Analysis: The majority construed section 49D as a residuary provision granting relief on foreign income which has in fact suffered tax abroad and is again brought to tax in India by inclusion in the total income. The provision was read in the context of the scheme of assessment under the Act, under which income is classified under heads but tax is levied on the aggregate total income. The words "such doubly taxed income" were held not to impose a further restriction that the income must match identically by head, source, or numerical item under both jurisdictions. Relief was therefore not confined to the business income alone, and the foreign income could not be reduced by excluding unrelated domestic income from other sources or by treating domestic business loss as determining the foreign-taxed amount.
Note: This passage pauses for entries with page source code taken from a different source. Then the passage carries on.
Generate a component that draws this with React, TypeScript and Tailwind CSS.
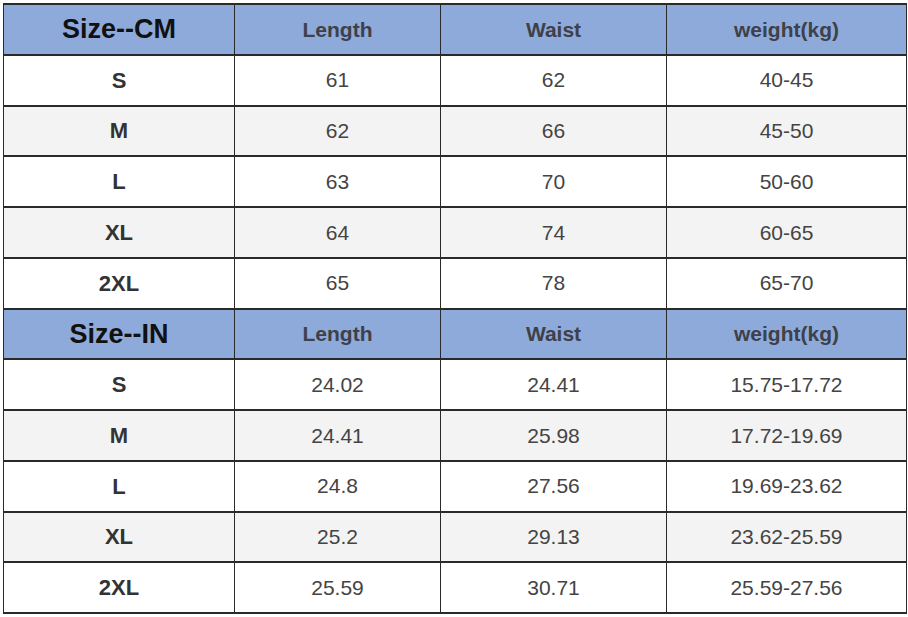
import React from 'react'

const cm = [
    ['S', '61', '62', '40-45'],
    ['M', '62', '66', '45-50'],
    ['L', '63', '70', '50-60'],
    ['XL', '64', '74', '60-65'],
    ['2XL', '65', '78', '65-70'],
]

const inch = [
    ['S', '24.02', '24.41', '15.75-17.72'],
    ['M', '24.41', '25.98', '17.72-19.69'],
    ['L', '24.8', '27.56', '19.69-23.62'],
    ['XL', '25.2', '29.13', '23.62-25.59'],
    ['2XL', '25.59', '30.71', '25.59-27.56'],
]

const cell = 'border-x border-y-2 border-[#2a2a2a] text-center align-middle p-0'

const Section: React.FC<{ title: string; rows: string[][] }> = ({ title, rows }) => (
    <>
        <tr className="h-[50.75px] bg-[#8eaadb]">
            <td className={`${cell} text-[27px] font-bold text-[#111]`}>{title}</td>
            <td className={`${cell} text-[21px] font-bold text-[#3d4149]`}>Length</td>
            <td className={`${cell} text-[21px] font-bold text-[#3d4149]`}>Waist</td>
            <td className={`${cell} text-[21px] font-bold text-[#3d4149]`}>weight(kg)</td>
        </tr>
        {rows.map((r, i) => (
            <tr key={r[0]} className={`h-[50.75px] ${i % 2 === 1 ? 'bg-[#f3f3f3]' : 'bg-white'}`}>
                <td className={`${cell} text-[22px] font-bold text-[#333]`}>{r[0]}</td>
                <td className={`${cell} text-[21px] text-[#444]`}>{r[1]}</td>
                <td className={`${cell} text-[21px] text-[#444]`}>{r[2]}</td>
                <td className={`${cell} text-[21px] text-[#444]`}>{r[3]}</td>
            </tr>
        ))}
    </>
)

export default function App() {
    return (
        <div className="w-[908px] h-[617px] bg-white pt-[3px] pl-[3px]" style={{ fontFamily: '"Liberation Sans", Arial, sans-serif' }}>
            <table className="table-fixed border-collapse w-[903px]">
                <colgroup>
                    <col className="w-[231px]" />
                    <col className="w-[206px]" />
                    <col className="w-[226px]" />
                    <col className="w-[240px]" />
                </colgroup>
                <tbody>
                    <Section title="Size--CM" rows={cm} />
                    <Section title="Size--IN" rows={inch} />
                </tbody>
            </table>
        </div>
    )
}
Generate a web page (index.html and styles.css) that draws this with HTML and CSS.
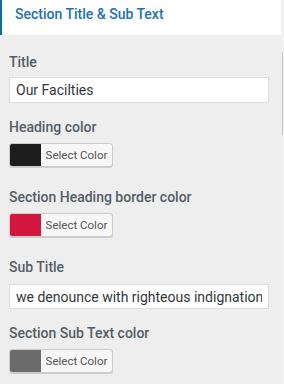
FILE: index.html
```html
<!DOCTYPE html>
<html lang="en">
<head>
    <meta charset="UTF-8">
    <title>Section Title &amp; Sub Text</title>
    <link rel="stylesheet" href="styles.css">
</head>
<body>
    <div class="frame">
        <div class="panel">
            <div class="section-head">Section Title &amp; Sub Text</div>

            <div class="controls">
                <div class="field">
                    <div class="field-label">Title</div>
                    <input class="text-input" type="text" value="Our Facilties">
                </div>

                <div class="field color-field">
                    <div class="field-label">Heading color</div>
                    <button class="color-btn">
                        <span class="swatch" style="background: #1d1d1d"></span>
                        <span class="color-text">Select Color</span>
                    </button>
                </div>

                <div class="field color-field">
                    <div class="field-label">Section Heading border color</div>
                    <button class="color-btn">
                        <span class="swatch" style="background: #d3163d"></span>
                        <span class="color-text">Select Color</span>
                    </button>
                </div>

                <div class="field">
                    <div class="field-label">Sub Title</div>
                    <input class="text-input sub" type="text" value="we denounce with righteous indignation">
                </div>

                <div class="field color-field">
                    <div class="field-label">Section Sub Text color</div>
                    <button class="color-btn">
                        <span class="swatch" style="background: #6b6b6b"></span>
                        <span class="color-text">Select Color</span>
                    </button>
                </div>
            </div>
        </div>

        <div class="scroll-track">
            <div class="scroll-thumb"></div>
        </div>
    </div>
</body>
</html>
```

FILE: styles.css
```css
body {
    margin: 0;
    background: #eeeeee;
    font-family: Roboto, "Liberation Sans", sans-serif;
    overflow: hidden;
}

.frame {
    display: flex;
    height: 384px;
}

.panel {
    width: 281px;
    flex: none;
}

.section-head {
    height: 35px;
    box-sizing: border-box;
    background: #fff;
    border-left: 2px solid #0073aa;
    padding-left: 13px;
    line-height: 29px;
    font-size: 14px;
    font-weight: 500;
    color: #2271b1;
}

.controls {
    padding: 17px 12px 0 9px;
}

.field {
    margin-bottom: 14px;
}

.color-field {
    margin-bottom: 20px;
}

.field-label {
    font-size: 14px;
    line-height: 20px;
    font-weight: 500;
    color: #555d66;
    margin-bottom: 5px;
}

.color-field .field-label {
    margin-bottom: 6px;
}

.text-input {
    display: block;
    width: 100%;
    height: 26px;
    box-sizing: border-box;
    margin: 0;
    border: 1px solid #dddddd;
    background: #fff;
    padding: 0 6px;
    font-family: Roboto, "Liberation Sans", sans-serif;
    font-size: 14px;
    color: #32373c;
    outline: none;
}

.text-input.sub {
    height: 25px;
    margin-top: 7px;
}

.color-btn {
    display: flex;
    width: 104px;
    height: 24px;
    box-sizing: border-box;
    margin: 0;
    padding: 0;
    border: 1px solid #cccccc;
    border-radius: 3px;
    background: #f7f7f7;
    box-shadow: 0 1px 0 #cccccc;
    overflow: hidden;
    cursor: pointer;
}

.swatch {
    width: 31px;
    height: 100%;
    flex: none;
}

.color-text {
    flex: 1;
    line-height: 22px;
    font-family: Roboto, "Liberation Sans", sans-serif;
    font-size: 11.5px;
    color: #555555;
    text-align: center;
}

.scroll-track {
    flex: 1;
    background: #f1f1f1;
    position: relative;
}

.scroll-thumb {
    width: 1px;
    height: 83px;
    margin: 52px 0 0 1px;
    background: #c4c4c4;
}
```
Conclusion: Section 49D was interpreted in favour of the assessee, and the double taxation relief was held to extend to the foreign income included again in Indian taxation; the appeals were allowed.
Dissenting Opinion: Hegde J. took the view that section 49D required identification of the same income that had been doubly taxed, and that only the portion actually taxed in both countries could qualify for relief. On that construction, the relief would be confined to the income component found to have borne tax twice over.
Ratio Decidendi: For relief under section 49D of the Indian Income-tax Act, 1922, the controlling criterion is whether foreign income taxed abroad is again included in the assessee's total income in India and subjected to Indian tax, not whether the income can be matched identically by head or source in both jurisdictions.